14 – For a definition of the formal domination and real domination of capital, see Marx, The sixth unpublished chapter of the capital, and for a simplified and summarised version of our interpretation, see Temps critiques, no. 15, note 71, p. 49. Available on the journal’s website:
http://tempscritiques.free.fr/spip.php?article206#_ftn71

15 – This discussion on usefulness is a cream pie which has become a discussion topic in the café du commerce stylein which are expressed all sorts of judgments on the reality of others’ labour and its ‘utility.’ It is an old reminiscence of the ideology of labour and specifically productive labour. However, today, there is no utility but for capital, be it from the point of view of demand (consumption and distinction abilities) or supply (capitalisation power).

16 – It is not so easy for ITC as it is difficult to distinguish between dead labour and living labour, between producer and consumer, in this sector; e.g. what is an app? It is a combination of both hard and soft.

17 – What Democracy? 1990. In Figures of the Thinkable. http://www.notbored.org/FTPK.pdf. p. 227

18 – On the relations between ‘market economy’ and capitalism, see my article ‘L’économie de marché ne représente pas une nouvelle formation sociale’ [Market economy does not constitute a new social form] in Noir et Rouge, no. 30, (1993) and for a more complete version L’individu et la communauté humaine, first volume of the anthology of Temps critiques, L’Harmattan, 1998, pp. 320-331. This text is not available on the website and to say the truth, I should review it and integrate it in my last developments published in Après la révolution du capital (L’Harmattan, 2007) and in the no. 15 and 16 of the journal.

19 – An example of an actualisation technique manifests itself in the banks’ balance sheets. When bankers lend money to a company, they note the amount of the loan as an active whereas the economic logics would suggest that they should consider it as a passive. What the bank takes into account here, is its future income only. All this was theorised by Irving Fisher at the beginning of the 20th century but such an heresy shook the economic dogmas of the time too hardly to be immediately recognised as a basis for the new dynamics of the real domination of capital.

20 – In any case, force relations, conflicts and struggles are nowhere to be found in this very academically crafted book.

21 – F. Chérèque is an ex trade union leader, currently a senior official and think tank director. The same goes for N. Notat, who combines those with a CEO position [translator’s note].

22 – What we call the level I comprises a set of power centres whose interests sometimes differ strongly even though many of its managers are trained and shaped after a same template.

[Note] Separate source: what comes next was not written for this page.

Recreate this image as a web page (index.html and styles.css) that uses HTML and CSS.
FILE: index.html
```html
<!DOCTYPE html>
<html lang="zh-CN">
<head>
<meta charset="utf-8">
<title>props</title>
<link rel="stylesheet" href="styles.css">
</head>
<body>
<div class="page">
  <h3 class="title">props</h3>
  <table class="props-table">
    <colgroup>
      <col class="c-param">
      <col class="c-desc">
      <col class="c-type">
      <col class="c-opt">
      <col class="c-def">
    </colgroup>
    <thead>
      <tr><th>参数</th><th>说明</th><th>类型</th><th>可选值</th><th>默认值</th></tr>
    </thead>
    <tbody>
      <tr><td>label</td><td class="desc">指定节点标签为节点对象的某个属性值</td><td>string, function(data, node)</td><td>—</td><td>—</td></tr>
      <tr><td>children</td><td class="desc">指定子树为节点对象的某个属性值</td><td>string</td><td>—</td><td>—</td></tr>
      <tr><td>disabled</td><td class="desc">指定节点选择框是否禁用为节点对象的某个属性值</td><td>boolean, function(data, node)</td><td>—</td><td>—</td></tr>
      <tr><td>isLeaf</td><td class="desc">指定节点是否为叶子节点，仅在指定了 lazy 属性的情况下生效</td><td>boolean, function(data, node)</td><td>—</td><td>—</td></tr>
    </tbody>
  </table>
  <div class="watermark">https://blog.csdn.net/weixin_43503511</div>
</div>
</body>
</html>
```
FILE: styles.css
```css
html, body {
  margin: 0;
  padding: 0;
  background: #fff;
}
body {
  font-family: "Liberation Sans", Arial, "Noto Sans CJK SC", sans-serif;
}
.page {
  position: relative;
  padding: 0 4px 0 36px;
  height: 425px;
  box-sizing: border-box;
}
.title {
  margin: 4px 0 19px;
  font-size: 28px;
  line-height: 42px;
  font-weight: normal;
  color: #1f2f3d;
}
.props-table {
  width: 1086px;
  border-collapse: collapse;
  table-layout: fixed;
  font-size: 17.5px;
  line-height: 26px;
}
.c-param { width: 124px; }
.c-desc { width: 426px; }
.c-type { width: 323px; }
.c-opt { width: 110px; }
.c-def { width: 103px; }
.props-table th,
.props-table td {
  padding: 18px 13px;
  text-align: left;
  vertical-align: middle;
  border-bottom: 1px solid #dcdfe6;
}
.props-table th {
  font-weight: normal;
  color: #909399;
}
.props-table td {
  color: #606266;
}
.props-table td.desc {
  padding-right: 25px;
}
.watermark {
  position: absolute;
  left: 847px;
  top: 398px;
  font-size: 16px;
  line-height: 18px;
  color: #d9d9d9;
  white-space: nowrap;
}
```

Paul Jorion, in a column in the daily newspaper Le Monde (October 9th 2012) shows three examples of those diverging interests: a Washington court has cancelled a decision of the Commodity Futures Trading Commission (CFTC) to avoid too high exposure to risks; the International Organisation of Securities Commissions (IOSCO) had to back off in front of OPEC and major oil companies; last, the Securities and Exchange Commission (SEC) had to drop measures to avoid a collapse of the markets on the short term, after the opposition of a member – closely linked to the financial sector – of its steering committee. Conversely, alliances are continuously weaved between these centres of power, as those linking Western states and their ‘systemic banks,’ whose solvability is insured in case of hard blow as it then becomes a matter of ‘general interest!’

23 – On this issue, see the polemic between Adorno and Popper on the ‘method’ in The Positivist Dispute in German Sociology, 1976.

24 – This is sometimes apparent in a few remarks. In note 1, p. 26, Nitzan-Bichler mention Polanyi’s critique of Marx and his characterisation of labour force as a commodity. For Polanyi, the labour force is no commodity as it is not specifically produced to be purchased in the market. It is only a fictitious commodity or a quasi-commodity. I took this up to understand the dynamics of capital, the development of the welfare state, of social income, in short of the ‘consumer society’; and, in parallel, to expose the absurdity of the Marxist ‘beliefs’ in a tendency towards absolute pauperisation or the iron law of wages. Though, what can be read in this note? That Polanyi’s point is now groundless as many parents calculate their children’s future profitability on the labour market. Admittedly, we cannot prevent them from thinking of it, but this argument comes straight out of Anglo-Saxon socio-economic models that reduce all sociological behaviours to mere economic interests calculations. It is but a small detail, which can be useful though, to grasp the authors’ context of writing, their theoretical framework. However, the most important, in my view, is their ability to rise well above that, in just one sentence, for example when they claim that the capitalisation process is far broader and thus encompasses the commodification process. I fully agree with this statement… which, as a result, solves the issue of the true characterisation of the labour force. The essential becomes that it is now capitalised; thus it does not need to be put down at other commodities’ level, while on the whole, what is capitalised is no longer the labour force but ‘human resources.’